As poised and professional as always, without the formality that can often hang around Michelin-starred restaurants making everyone a bit uptight. Long-standing floor team member Ailish had slotted into Andrew's old place on the floor when we were there and was typically warm, welcoming and generous of time. The chefs also delivered a couple of plates to the tables, which we love because we get to quiz them on exactly how some of these mind-boggling dishes were born.

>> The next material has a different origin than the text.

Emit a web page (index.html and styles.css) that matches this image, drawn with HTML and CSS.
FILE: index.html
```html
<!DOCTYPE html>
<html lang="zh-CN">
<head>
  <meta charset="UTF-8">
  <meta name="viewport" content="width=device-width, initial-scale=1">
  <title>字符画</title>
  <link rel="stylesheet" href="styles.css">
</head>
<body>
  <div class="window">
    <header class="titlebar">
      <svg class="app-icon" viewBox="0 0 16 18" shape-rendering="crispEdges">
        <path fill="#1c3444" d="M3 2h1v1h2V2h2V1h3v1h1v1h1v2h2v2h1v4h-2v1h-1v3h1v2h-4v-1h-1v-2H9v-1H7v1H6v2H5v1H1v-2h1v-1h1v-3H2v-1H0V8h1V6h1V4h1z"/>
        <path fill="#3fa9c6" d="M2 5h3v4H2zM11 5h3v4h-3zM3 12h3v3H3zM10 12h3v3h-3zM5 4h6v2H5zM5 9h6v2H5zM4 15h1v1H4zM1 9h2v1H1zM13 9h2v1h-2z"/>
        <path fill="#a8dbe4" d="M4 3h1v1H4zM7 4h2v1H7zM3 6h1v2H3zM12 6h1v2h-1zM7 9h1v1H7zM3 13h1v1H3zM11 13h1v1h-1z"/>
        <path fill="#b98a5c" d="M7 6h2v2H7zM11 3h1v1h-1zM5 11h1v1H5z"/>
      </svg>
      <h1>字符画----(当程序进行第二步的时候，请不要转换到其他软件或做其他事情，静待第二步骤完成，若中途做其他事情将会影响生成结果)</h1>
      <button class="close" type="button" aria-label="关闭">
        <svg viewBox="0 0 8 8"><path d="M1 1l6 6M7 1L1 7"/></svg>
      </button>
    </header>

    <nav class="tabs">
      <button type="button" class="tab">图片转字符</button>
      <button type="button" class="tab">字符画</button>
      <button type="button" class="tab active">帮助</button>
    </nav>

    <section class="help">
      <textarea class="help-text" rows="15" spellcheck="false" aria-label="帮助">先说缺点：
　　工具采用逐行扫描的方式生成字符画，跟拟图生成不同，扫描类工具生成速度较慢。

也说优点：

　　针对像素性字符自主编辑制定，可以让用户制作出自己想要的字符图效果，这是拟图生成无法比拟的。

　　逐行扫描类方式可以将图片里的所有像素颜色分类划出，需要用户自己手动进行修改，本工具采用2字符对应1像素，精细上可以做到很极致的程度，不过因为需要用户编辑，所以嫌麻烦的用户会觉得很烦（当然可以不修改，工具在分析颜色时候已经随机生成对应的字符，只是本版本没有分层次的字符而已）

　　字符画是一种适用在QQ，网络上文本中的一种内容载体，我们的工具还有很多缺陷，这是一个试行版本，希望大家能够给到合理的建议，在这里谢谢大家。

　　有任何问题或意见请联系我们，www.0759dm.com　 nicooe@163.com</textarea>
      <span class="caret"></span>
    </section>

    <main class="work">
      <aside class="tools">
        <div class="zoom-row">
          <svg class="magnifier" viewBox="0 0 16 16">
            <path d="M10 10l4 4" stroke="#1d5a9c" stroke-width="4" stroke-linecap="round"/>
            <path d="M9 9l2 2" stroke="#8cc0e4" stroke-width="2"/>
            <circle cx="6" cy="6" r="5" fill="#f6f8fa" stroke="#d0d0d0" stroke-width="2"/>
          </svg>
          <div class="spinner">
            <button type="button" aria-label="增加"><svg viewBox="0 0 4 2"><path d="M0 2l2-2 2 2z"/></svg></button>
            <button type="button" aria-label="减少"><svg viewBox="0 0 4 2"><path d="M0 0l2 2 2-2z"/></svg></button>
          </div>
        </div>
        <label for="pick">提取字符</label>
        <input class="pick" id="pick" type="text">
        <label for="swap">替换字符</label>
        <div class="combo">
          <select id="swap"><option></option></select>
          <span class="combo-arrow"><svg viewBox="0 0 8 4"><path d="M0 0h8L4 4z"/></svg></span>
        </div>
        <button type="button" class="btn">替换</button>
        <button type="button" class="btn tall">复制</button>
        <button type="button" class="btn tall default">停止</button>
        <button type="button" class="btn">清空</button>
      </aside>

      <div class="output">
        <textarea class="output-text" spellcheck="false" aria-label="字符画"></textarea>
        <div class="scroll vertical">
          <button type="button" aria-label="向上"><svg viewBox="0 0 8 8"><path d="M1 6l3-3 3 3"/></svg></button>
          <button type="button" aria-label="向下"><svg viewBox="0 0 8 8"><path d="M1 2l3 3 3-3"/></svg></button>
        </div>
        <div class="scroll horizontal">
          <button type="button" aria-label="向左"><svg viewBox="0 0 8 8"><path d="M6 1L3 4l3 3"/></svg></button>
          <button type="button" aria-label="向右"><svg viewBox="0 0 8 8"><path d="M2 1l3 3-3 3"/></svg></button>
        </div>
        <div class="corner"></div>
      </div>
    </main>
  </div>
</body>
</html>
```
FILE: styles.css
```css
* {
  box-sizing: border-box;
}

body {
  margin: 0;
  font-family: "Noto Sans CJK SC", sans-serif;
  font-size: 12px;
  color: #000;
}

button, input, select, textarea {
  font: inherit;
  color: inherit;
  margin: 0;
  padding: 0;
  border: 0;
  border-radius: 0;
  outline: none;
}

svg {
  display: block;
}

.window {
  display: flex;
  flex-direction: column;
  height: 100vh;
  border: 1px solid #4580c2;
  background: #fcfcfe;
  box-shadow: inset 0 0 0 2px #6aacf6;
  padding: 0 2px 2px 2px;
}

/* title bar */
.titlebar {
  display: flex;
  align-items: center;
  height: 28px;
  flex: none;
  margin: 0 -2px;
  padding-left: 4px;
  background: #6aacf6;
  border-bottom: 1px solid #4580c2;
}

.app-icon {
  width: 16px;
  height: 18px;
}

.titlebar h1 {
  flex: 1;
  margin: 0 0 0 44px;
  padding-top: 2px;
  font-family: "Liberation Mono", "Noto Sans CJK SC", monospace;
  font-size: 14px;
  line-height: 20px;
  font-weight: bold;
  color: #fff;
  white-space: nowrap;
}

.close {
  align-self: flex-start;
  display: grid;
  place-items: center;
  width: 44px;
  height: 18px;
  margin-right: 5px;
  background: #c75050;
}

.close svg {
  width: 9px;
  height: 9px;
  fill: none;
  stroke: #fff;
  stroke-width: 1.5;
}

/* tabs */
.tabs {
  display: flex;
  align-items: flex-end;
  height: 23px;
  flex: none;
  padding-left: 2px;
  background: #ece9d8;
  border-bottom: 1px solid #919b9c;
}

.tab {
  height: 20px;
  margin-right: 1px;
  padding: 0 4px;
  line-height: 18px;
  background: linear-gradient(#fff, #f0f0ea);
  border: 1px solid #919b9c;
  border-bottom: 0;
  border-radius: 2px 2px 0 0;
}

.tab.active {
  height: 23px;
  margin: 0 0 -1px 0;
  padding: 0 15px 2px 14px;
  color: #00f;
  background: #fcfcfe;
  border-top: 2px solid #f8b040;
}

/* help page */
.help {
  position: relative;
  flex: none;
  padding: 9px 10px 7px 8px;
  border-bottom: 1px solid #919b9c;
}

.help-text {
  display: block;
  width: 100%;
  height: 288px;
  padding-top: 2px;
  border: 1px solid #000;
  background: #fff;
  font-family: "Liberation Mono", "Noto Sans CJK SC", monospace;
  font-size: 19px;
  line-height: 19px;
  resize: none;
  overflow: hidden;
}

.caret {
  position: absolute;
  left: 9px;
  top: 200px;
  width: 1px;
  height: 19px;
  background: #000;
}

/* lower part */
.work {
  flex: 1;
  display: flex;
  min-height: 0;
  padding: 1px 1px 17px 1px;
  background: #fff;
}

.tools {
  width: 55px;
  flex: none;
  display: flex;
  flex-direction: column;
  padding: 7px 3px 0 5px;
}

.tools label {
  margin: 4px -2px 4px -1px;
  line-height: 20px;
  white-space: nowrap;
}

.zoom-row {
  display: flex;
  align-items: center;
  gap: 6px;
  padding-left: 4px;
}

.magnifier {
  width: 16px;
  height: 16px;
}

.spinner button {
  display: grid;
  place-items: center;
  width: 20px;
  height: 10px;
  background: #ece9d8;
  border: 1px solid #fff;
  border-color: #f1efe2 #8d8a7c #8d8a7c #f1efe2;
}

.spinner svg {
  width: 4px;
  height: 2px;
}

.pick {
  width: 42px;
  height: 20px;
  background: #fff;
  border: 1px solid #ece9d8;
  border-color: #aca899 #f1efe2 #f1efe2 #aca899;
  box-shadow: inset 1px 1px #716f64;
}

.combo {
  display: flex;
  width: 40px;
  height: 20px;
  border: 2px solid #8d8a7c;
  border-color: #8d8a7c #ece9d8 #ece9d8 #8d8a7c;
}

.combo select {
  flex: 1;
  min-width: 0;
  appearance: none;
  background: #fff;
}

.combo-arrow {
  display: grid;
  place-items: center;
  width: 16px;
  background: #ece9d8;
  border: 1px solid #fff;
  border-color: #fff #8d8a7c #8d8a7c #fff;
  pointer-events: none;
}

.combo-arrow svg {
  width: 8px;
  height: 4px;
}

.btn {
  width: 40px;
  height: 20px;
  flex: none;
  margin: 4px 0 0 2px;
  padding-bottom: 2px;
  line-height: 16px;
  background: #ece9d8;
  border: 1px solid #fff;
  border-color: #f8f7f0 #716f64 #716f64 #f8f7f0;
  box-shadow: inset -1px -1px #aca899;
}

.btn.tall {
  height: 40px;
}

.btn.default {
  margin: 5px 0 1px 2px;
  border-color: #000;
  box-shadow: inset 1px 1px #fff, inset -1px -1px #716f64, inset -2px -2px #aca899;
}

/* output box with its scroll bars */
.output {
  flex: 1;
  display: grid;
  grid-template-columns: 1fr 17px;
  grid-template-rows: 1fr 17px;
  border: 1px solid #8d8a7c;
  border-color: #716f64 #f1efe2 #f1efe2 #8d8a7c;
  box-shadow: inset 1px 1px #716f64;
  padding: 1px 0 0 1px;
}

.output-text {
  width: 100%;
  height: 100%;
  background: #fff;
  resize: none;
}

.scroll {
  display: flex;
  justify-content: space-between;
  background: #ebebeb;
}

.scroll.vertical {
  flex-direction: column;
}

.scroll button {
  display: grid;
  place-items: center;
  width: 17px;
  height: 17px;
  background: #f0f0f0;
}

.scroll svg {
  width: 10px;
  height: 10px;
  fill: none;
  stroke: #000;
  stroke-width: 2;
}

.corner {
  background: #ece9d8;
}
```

When we heard Grey wanted to make changes to his restaurant, like adding tablecloths, we didn't really get it. We thought it was pretty perfect as it was. But on walking in we realised that by doing what he's done, he's raised the game to a whole new level. This doesn't feel like a sparsely decorated corridor in Blackrock market any more. With the etched glass on the windows, the wooden slats, the black banquettes and the wall of wine, it feels more like Copenhagen or Stockholm than SoCoDub, the type of place that culinary tourists get on a plane for. The food scene in Dublin has never been as vibrant and fast-moving as it is right now, from street food trucks to fine dining, but we've never really had a restaurant to put us on the global culinary map. We only have one two-starred Michelin (Restaurant Patrick Guilbaud), haven't had a contender in the World's 50 Best Restaurants since Thornton's was included in 2003, and the main Michelin Instagram account doesn't follow any Irish restaurants and just one Irish chef (Martijn Kajuiter at Michelin-starred House at The Cliff House Hotel), but things are moving fast, and we can't shake the feeling that Liath could be the one to change the game. We have no doubt that Grey's going to reclaim his star when the 2020 Michelin guide is released in October this year, but it's the very real prospect of a second that's just made things a whole lot more interesting.